PROBLEM STATEMENT -> Reproduce the listing below character for character; drop every image.

----- DATA LINES

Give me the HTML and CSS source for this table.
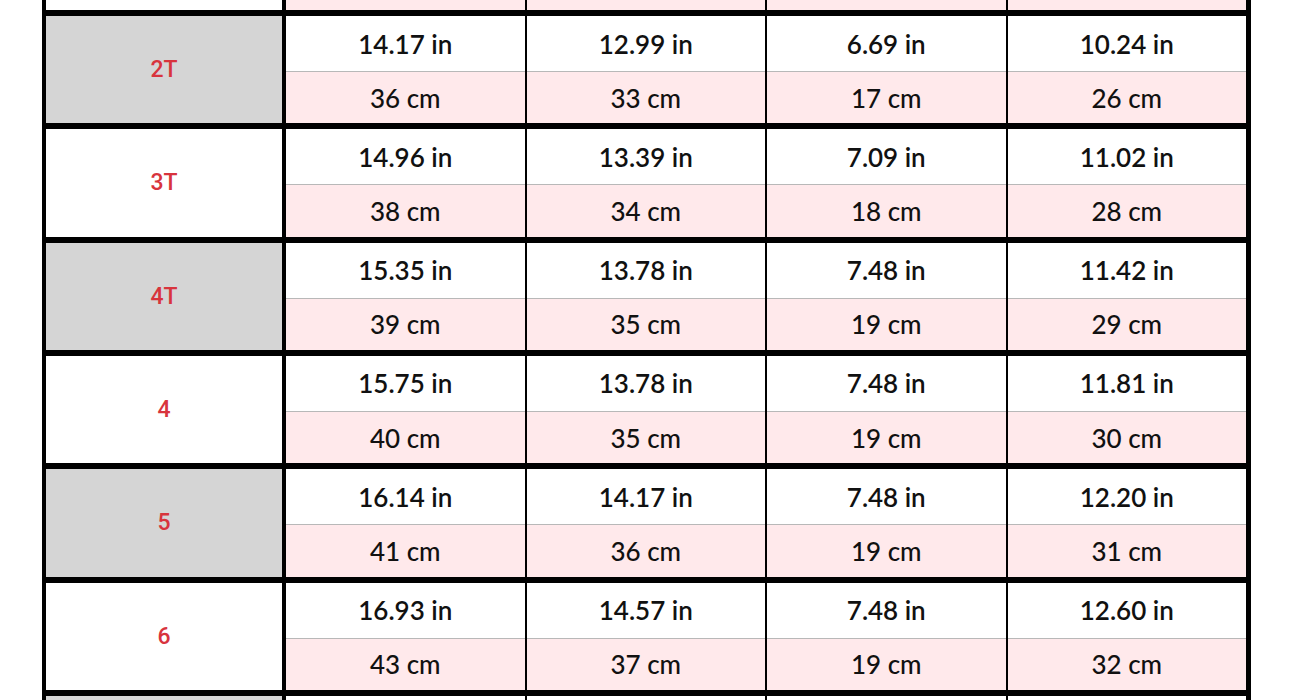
FILE: index.html
```html
<!DOCTYPE html>
<html lang="en">
<head>
<meta charset="utf-8">
<title>Size chart</title>
<link rel="stylesheet" href="styles.css">
</head>
<body>
<div class="chart">
  <div class="row">
    <div class="label"></div>
    <div class="data">
      <div class="cell"><div class="in"></div><div class="cm"></div></div>
      <div class="cell"><div class="in"></div><div class="cm"></div></div>
      <div class="cell"><div class="in"></div><div class="cm"></div></div>
      <div class="cell"><div class="in"></div><div class="cm"></div></div>
    </div>
  </div>
  <div class="row">
    <div class="label alt">2T</div>
    <div class="data">
      <div class="cell"><div class="in">14.17 in</div><div class="cm">36 cm</div></div>
      <div class="cell"><div class="in">12.99 in</div><div class="cm">33 cm</div></div>
      <div class="cell"><div class="in">6.69 in</div><div class="cm">17 cm</div></div>
      <div class="cell"><div class="in">10.24 in</div><div class="cm">26 cm</div></div>
    </div>
  </div>
  <div class="row">
    <div class="label">3T</div>
    <div class="data">
      <div class="cell"><div class="in">14.96 in</div><div class="cm">38 cm</div></div>
      <div class="cell"><div class="in">13.39 in</div><div class="cm">34 cm</div></div>
      <div class="cell"><div class="in">7.09 in</div><div class="cm">18 cm</div></div>
      <div class="cell"><div class="in">11.02 in</div><div class="cm">28 cm</div></div>
    </div>
  </div>
  <div class="row">
    <div class="label alt">4T</div>
    <div class="data">
      <div class="cell"><div class="in">15.35 in</div><div class="cm">39 cm</div></div>
      <div class="cell"><div class="in">13.78 in</div><div class="cm">35 cm</div></div>
      <div class="cell"><div class="in">7.48 in</div><div class="cm">19 cm</div></div>
      <div class="cell"><div class="in">11.42 in</div><div class="cm">29 cm</div></div>
    </div>
  </div>
  <div class="row">
    <div class="label">4</div>
    <div class="data">
      <div class="cell"><div class="in">15.75 in</div><div class="cm">40 cm</div></div>
      <div class="cell"><div class="in">13.78 in</div><div class="cm">35 cm</div></div>
      <div class="cell"><div class="in">7.48 in</div><div class="cm">19 cm</div></div>
      <div class="cell"><div class="in">11.81 in</div><div class="cm">30 cm</div></div>
    </div>
  </div>
  <div class="row">
    <div class="label alt">5</div>
    <div class="data">
      <div class="cell"><div class="in">16.14 in</div><div class="cm">41 cm</div></div>
      <div class="cell"><div class="in">14.17 in</div><div class="cm">36 cm</div></div>
      <div class="cell"><div class="in">7.48 in</div><div class="cm">19 cm</div></div>
      <div class="cell"><div class="in">12.20 in</div><div class="cm">31 cm</div></div>
    </div>
  </div>
  <div class="row">
    <div class="label">6</div>
    <div class="data">
      <div class="cell"><div class="in">16.93 in</div><div class="cm">43 cm</div></div>
      <div class="cell"><div class="in">14.57 in</div><div class="cm">37 cm</div></div>
      <div class="cell"><div class="in">7.48 in</div><div class="cm">19 cm</div></div>
      <div class="cell"><div class="in">12.60 in</div><div class="cm">32 cm</div></div>
    </div>
  </div>
  <div class="row">
    <div class="label alt"></div>
    <div class="data">
      <div class="cell"><div class="in"></div><div class="cm"></div></div>
      <div class="cell"><div class="in"></div><div class="cm"></div></div>
      <div class="cell"><div class="in"></div><div class="cm"></div></div>
      <div class="cell"><div class="in"></div><div class="cm"></div></div>
    </div>
  </div>
</div>
</body>
</html>
```
FILE: styles.css
```css
html, body {
  margin: 0;
  padding: 0;
  background: #fff;
  overflow: hidden;
}
body {
  height: 700px;
}
.chart {
  width: 1200px;
  margin: -97.33px 0 0 42px;
  padding: 0 5px 0 4px;
  background: #000;
  display: grid;
  row-gap: 6px;
  font-family: Lato, "Liberation Sans", sans-serif;
}
.row {
  display: grid;
  grid-template-columns: 236px 1fr;
  column-gap: 4px;
}
.label {
  background: #fff;
  color: #d8343d;
  font-family: Roboto, "Liberation Sans", sans-serif;
  font-weight: 500;
  font-size: 23px;
  display: flex;
  align-items: center;
  justify-content: center;
}
.label.alt {
  background: #d5d5d5;
}
.data {
  display: grid;
  grid-template-columns: repeat(4, 1fr);
  column-gap: 2px;
}
.cell {
  display: flex;
  flex-direction: column;
}
.in, .cm {
  display: flex;
  align-items: center;
  justify-content: center;
  color: #111;
  font-size: 26px;
}
.in {
  height: 55px;
  background: #fff;
  border-bottom: 1px solid #b8b8b8;
  font-weight: 600;
}
.cm {
  height: 51.33px;
  background: #ffe9eb;
  font-weight: 500;
}
```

----------

REPLY ->
Give me the HTML and CSS source for this table.
FILE: index.html
```html
<!DOCTYPE html>
<html lang="en">
<head>
<meta charset="utf-8">
<title>Size chart</title>
<link rel="stylesheet" href="styles.css">
</head>
<body>
<div class="chart">
  <div class="row">
    <div class="label"></div>
    <div class="data">
      <div class="cell"><div class="in"></div><div class="cm"></div></div>
      <div class="cell"><div class="in"></div><div class="cm"></div></div>
      <div class="cell"><div class="in"></div><div class="cm"></div></div>
      <div class="cell"><div class="in"></div><div class="cm"></div></div>
    </div>
  </div>
  <div class="row">
    <div class="label alt">2T</div>
    <div class="data">
      <div class="cell"><div class="in">14.17 in</div><div class="cm">36 cm</div></div>
      <div class="cell"><div class="in">12.99 in</div><div class="cm">33 cm</div></div>
      <div class="cell"><div class="in">6.69 in</div><div class="cm">17 cm</div></div>
      <div class="cell"><div class="in">10.24 in</div><div class="cm">26 cm</div></div>
    </div>
  </div>
  <div class="row">
    <div class="label">3T</div>
    <div class="data">
      <div class="cell"><div class="in">14.96 in</div><div class="cm">38 cm</div></div>
      <div class="cell"><div class="in">13.39 in</div><div class="cm">34 cm</div></div>
      <div class="cell"><div class="in">7.09 in</div><div class="cm">18 cm</div></div>
      <div class="cell"><div class="in">11.02 in</div><div class="cm">28 cm</div></div>
    </div>
  </div>
  <div class="row">
    <div class="label alt">4T</div>
    <div class="data">
      <div class="cell"><div class="in">15.35 in</div><div class="cm">39 cm</div></div>
      <div class="cell"><div class="in">13.78 in</div><div class="cm">35 cm</div></div>
      <div class="cell"><div class="in">7.48 in</div><div class="cm">19 cm</div></div>
      <div class="cell"><div class="in">11.42 in</div><div class="cm">29 cm</div></div>
    </div>
  </div>
  <div class="row">
    <div class="label">4</div>
    <div class="data">
      <div class="cell"><div class="in">15.75 in</div><div class="cm">40 cm</div></div>
      <div class="cell"><div class="in">13.78 in</div><div class="cm">35 cm</div></div>
      <div class="cell"><div class="in">7.48 in</div><div class="cm">19 cm</div></div>
      <div class="cell"><div class="in">11.81 in</div><div class="cm">30 cm</div></div>
    </div>
  </div>
  <div class="row">
    <div class="label alt">5</div>
    <div class="data">
      <div class="cell"><div class="in">16.14 in</div><div class="cm">41 cm</div></div>
      <div class="cell"><div class="in">14.17 in</div><div class="cm">36 cm</div></div>
      <div class="cell"><div class="in">7.48 in</div><div class="cm">19 cm</div></div>
      <div class="cell"><div class="in">12.20 in</div><div class="cm">31 cm</div></div>
    </div>
  </div>
  <div class="row">
    <div class="label">6</div>
    <div class="data">
      <div class="cell"><div class="in">16.93 in</div><div class="cm">43 cm</div></div>
      <div class="cell"><div class="in">14.57 in</div><div class="cm">37 cm</div></div>
      <div class="cell"><div class="in">7.48 in</div><div class="cm">19 cm</div></div>
      <div class="cell"><div class="in">12.60 in</div><div class="cm">32 cm</div></div>
    </div>
  </div>
  <div class="row">
    <div class="label alt"></div>
    <div class="data">
      <div class="cell"><div class="in"></div><div class="cm"></div></div>
      <div class="cell"><div class="in"></div><div class="cm"></div></div>
      <div class="cell"><div class="in"></div><div class="cm"></div></div>
      <div class="cell"><div class="in"></div><div class="cm"></div></div>
    </div>
  </div>
</div>
</body>
</html>
```
FILE: styles.css
```css
html, body {
  margin: 0;
  padding: 0;
  background: #fff;
  overflow: hidden;
}
body {
  height: 700px;
}
.chart {
  width: 1200px;
  margin: -97.33px 0 0 42px;
  padding: 0 5px 0 4px;
  background: #000;
  display: grid;
  row-gap: 6px;
  font-family: Lato, "Liberation Sans", sans-serif;
}
.row {
  display: grid;
  grid-template-columns: 236px 1fr;
  column-gap: 4px;
}
.label {
  background: #fff;
  color: #d8343d;
  font-family: Roboto, "Liberation Sans", sans-serif;
  font-weight: 500;
  font-size: 23px;
  display: flex;
  align-items: center;
  justify-content: center;
}
.label.alt {
  background: #d5d5d5;
}
.data {
  display: grid;
  grid-template-columns: repeat(4, 1fr);
  column-gap: 2px;
}
.cell {
  display: flex;
  flex-direction: column;
}
.in, .cm {
  display: flex;
  align-items: center;
  justify-content: center;
  color: #111;
  font-size: 26px;
}
.in {
  height: 55px;
  background: #fff;
  border-bottom: 1px solid #b8b8b8;
  font-weight: 600;
}
.cm {
  height: 51.33px;
  background: #ffe9eb;
  font-weight: 500;
}
```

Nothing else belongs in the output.